* **Problem statement**: Below is a listing. Return the lines from the one that contains "Write the React, TypeScript" to the one that contains "resize: vertical;", both ends included, verbatim and with no pictures.

(Collected data entries)
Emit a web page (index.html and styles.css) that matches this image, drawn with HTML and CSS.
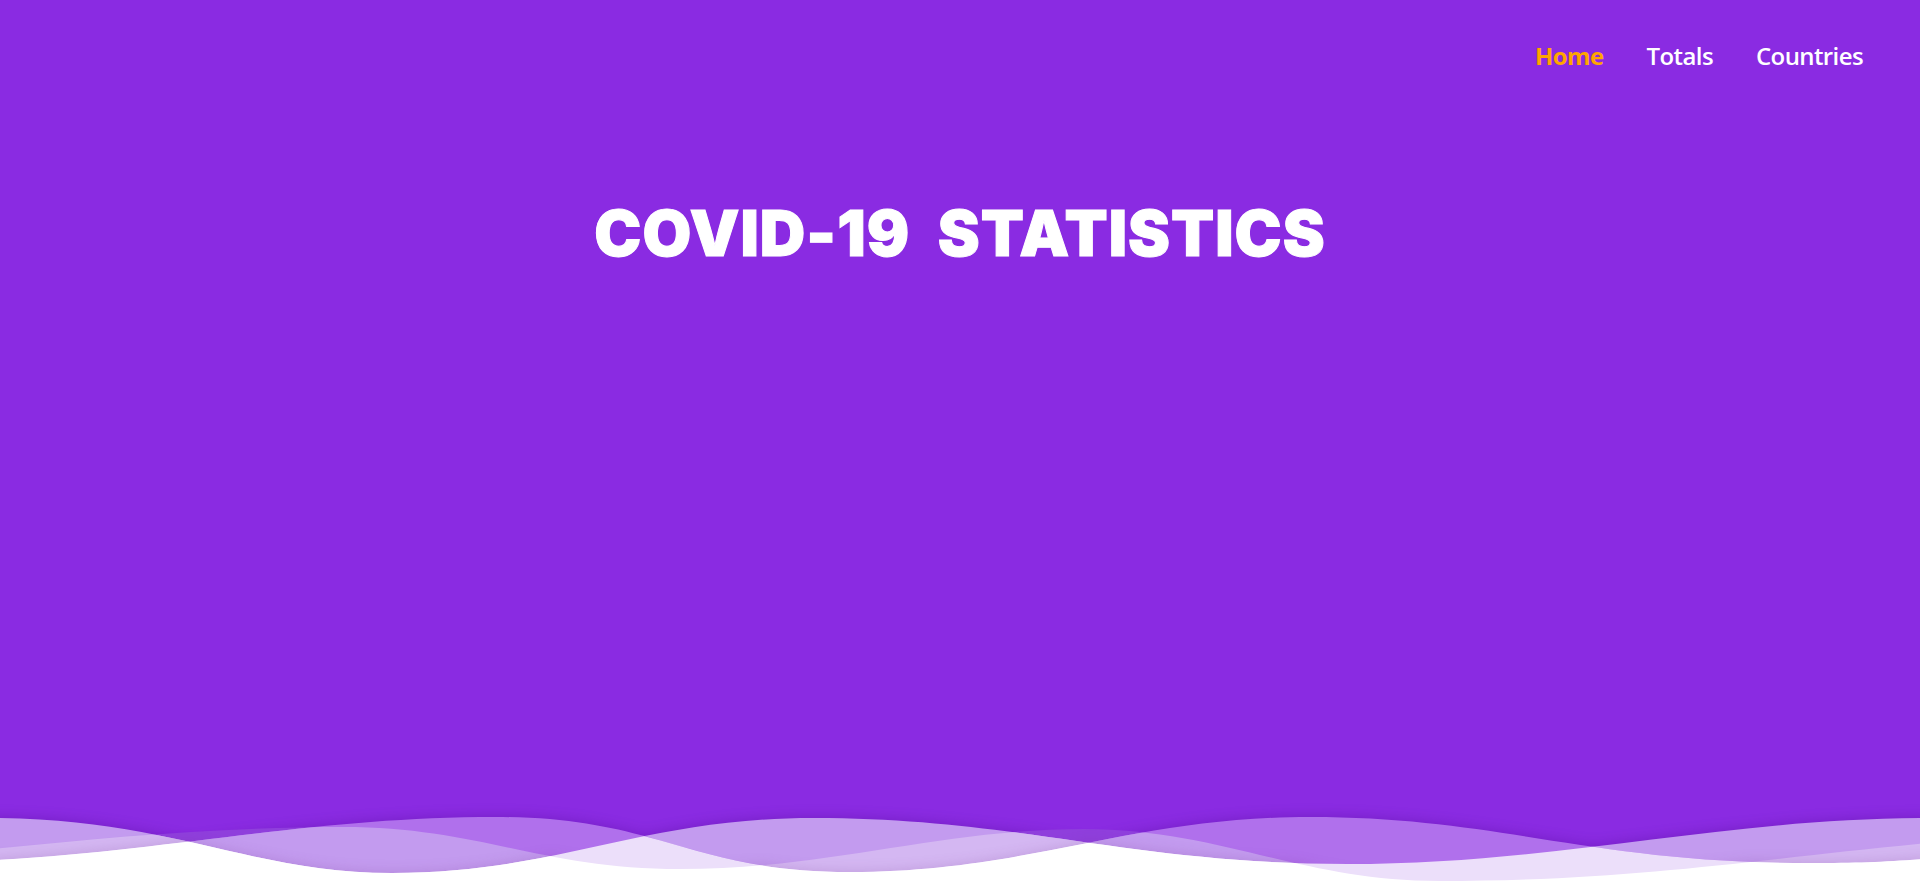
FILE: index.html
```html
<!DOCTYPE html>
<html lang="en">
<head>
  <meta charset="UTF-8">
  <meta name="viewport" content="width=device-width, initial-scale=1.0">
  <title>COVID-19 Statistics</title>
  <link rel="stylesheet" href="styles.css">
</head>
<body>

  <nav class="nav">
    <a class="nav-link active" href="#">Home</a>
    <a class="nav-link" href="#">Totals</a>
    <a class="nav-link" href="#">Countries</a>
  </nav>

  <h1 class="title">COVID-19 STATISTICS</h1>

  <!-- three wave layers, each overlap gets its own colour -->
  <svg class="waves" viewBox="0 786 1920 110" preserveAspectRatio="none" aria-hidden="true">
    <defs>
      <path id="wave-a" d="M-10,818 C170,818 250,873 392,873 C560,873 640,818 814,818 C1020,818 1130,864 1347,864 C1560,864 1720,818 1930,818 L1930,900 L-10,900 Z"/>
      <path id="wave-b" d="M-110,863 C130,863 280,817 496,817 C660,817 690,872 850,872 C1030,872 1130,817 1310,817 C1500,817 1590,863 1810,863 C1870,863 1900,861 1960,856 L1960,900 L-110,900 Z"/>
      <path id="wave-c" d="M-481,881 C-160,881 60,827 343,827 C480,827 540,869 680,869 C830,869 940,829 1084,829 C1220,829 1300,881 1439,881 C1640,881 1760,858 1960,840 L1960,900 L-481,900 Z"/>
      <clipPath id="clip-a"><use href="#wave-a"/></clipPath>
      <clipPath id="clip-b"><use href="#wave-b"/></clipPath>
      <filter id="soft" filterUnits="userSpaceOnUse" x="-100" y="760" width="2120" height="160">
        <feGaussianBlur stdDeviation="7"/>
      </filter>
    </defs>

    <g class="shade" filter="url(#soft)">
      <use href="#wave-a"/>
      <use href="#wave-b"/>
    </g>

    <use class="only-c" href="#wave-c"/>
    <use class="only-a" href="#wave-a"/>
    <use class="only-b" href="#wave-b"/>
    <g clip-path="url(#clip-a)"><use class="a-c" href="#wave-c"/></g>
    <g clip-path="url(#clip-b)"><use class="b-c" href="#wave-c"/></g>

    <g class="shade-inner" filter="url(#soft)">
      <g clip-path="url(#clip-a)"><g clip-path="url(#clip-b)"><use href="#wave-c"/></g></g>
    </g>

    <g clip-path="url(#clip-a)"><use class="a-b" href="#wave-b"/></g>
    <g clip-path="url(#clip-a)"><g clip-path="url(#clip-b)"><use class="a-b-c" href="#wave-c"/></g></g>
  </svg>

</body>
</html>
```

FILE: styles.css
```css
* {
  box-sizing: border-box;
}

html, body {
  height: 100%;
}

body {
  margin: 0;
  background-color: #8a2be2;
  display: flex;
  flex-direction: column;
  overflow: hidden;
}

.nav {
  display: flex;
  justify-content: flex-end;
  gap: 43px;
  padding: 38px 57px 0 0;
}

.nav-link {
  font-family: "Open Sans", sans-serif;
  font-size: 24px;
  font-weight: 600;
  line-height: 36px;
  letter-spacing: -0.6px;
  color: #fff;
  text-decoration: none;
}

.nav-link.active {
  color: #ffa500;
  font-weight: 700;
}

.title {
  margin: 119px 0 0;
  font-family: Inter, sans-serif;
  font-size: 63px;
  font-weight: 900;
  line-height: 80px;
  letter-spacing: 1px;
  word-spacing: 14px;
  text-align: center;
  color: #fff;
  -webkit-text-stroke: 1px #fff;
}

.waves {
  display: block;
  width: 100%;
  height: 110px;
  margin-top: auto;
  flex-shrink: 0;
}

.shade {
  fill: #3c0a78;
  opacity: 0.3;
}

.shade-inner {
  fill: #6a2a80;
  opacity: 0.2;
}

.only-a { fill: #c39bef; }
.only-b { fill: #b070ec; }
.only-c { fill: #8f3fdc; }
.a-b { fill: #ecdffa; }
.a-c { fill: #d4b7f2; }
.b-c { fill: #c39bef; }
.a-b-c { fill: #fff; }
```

==

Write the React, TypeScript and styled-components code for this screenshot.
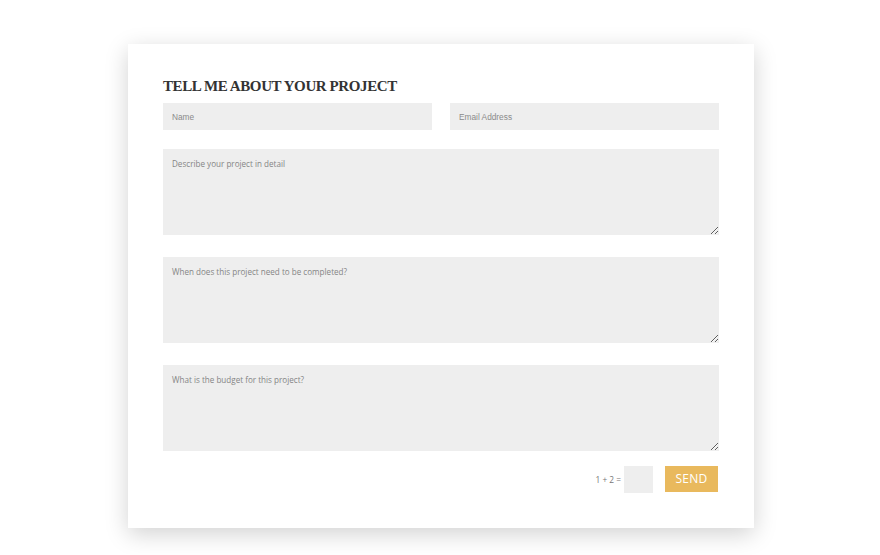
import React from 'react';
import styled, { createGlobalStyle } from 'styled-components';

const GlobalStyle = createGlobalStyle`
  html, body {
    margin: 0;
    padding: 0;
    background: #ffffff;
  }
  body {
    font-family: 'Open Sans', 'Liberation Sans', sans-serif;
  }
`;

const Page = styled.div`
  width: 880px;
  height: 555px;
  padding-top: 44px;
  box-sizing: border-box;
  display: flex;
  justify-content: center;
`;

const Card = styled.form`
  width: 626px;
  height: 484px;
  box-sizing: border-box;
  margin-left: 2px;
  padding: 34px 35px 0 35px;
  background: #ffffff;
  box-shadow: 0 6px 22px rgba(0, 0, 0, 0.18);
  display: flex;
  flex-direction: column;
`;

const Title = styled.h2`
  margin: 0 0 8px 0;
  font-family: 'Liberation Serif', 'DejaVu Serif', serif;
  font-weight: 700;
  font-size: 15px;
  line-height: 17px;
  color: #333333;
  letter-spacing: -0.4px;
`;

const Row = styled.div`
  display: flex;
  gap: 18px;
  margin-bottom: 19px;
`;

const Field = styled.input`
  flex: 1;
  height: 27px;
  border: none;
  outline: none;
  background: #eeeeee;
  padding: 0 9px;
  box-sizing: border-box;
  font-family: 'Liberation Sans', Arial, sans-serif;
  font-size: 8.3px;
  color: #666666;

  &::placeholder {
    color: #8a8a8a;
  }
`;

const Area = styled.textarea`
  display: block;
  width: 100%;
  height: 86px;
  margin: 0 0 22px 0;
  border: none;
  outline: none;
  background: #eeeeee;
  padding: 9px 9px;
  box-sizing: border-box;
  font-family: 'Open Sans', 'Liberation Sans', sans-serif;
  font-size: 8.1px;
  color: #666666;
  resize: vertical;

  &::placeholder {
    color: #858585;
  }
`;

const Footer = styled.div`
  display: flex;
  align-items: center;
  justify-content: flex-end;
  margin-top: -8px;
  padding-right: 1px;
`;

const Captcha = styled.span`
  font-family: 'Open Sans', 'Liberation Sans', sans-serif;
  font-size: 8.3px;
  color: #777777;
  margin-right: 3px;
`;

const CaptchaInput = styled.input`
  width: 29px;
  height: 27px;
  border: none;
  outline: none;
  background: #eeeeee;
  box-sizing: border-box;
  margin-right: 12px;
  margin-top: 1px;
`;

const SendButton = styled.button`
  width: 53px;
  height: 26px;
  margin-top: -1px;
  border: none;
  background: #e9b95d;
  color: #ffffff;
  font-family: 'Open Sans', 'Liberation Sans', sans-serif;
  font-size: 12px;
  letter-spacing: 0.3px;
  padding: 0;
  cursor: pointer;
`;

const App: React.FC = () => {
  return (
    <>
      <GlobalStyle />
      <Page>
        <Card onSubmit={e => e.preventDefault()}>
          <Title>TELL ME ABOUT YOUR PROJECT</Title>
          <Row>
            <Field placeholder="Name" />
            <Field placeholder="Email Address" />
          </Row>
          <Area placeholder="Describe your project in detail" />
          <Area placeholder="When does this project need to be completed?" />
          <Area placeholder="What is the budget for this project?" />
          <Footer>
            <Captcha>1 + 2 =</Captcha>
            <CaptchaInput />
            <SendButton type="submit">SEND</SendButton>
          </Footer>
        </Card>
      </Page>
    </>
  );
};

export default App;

* **Written response**:
Write the React, TypeScript and styled-components code for this screenshot.
import React from 'react';
import styled, { createGlobalStyle } from 'styled-components';

const GlobalStyle = createGlobalStyle`
  html, body {
    margin: 0;
    padding: 0;
    background: #ffffff;
  }
  body {
    font-family: 'Open Sans', 'Liberation Sans', sans-serif;
  }
`;

const Page = styled.div`
  width: 880px;
  height: 555px;
  padding-top: 44px;
  box-sizing: border-box;
  display: flex;
  justify-content: center;
`;

const Card = styled.form`
  width: 626px;
  height: 484px;
  box-sizing: border-box;
  margin-left: 2px;
  padding: 34px 35px 0 35px;
  background: #ffffff;
  box-shadow: 0 6px 22px rgba(0, 0, 0, 0.18);
  display: flex;
  flex-direction: column;
`;

const Title = styled.h2`
  margin: 0 0 8px 0;
  font-family: 'Liberation Serif', 'DejaVu Serif', serif;
  font-weight: 700;
  font-size: 15px;
  line-height: 17px;
  color: #333333;
  letter-spacing: -0.4px;
`;

const Row = styled.div`
  display: flex;
  gap: 18px;
  margin-bottom: 19px;
`;

const Field = styled.input`
  flex: 1;
  height: 27px;
  border: none;
  outline: none;
  background: #eeeeee;
  padding: 0 9px;
  box-sizing: border-box;
  font-family: 'Liberation Sans', Arial, sans-serif;
  font-size: 8.3px;
  color: #666666;

  &::placeholder {
    color: #8a8a8a;
  }
`;

const Area = styled.textarea`
  display: block;
  width: 100%;
  height: 86px;
  margin: 0 0 22px 0;
  border: none;
  outline: none;
  background: #eeeeee;
  padding: 9px 9px;
  box-sizing: border-box;
  font-family: 'Open Sans', 'Liberation Sans', sans-serif;
  font-size: 8.1px;
  color: #666666;
  resize: vertical;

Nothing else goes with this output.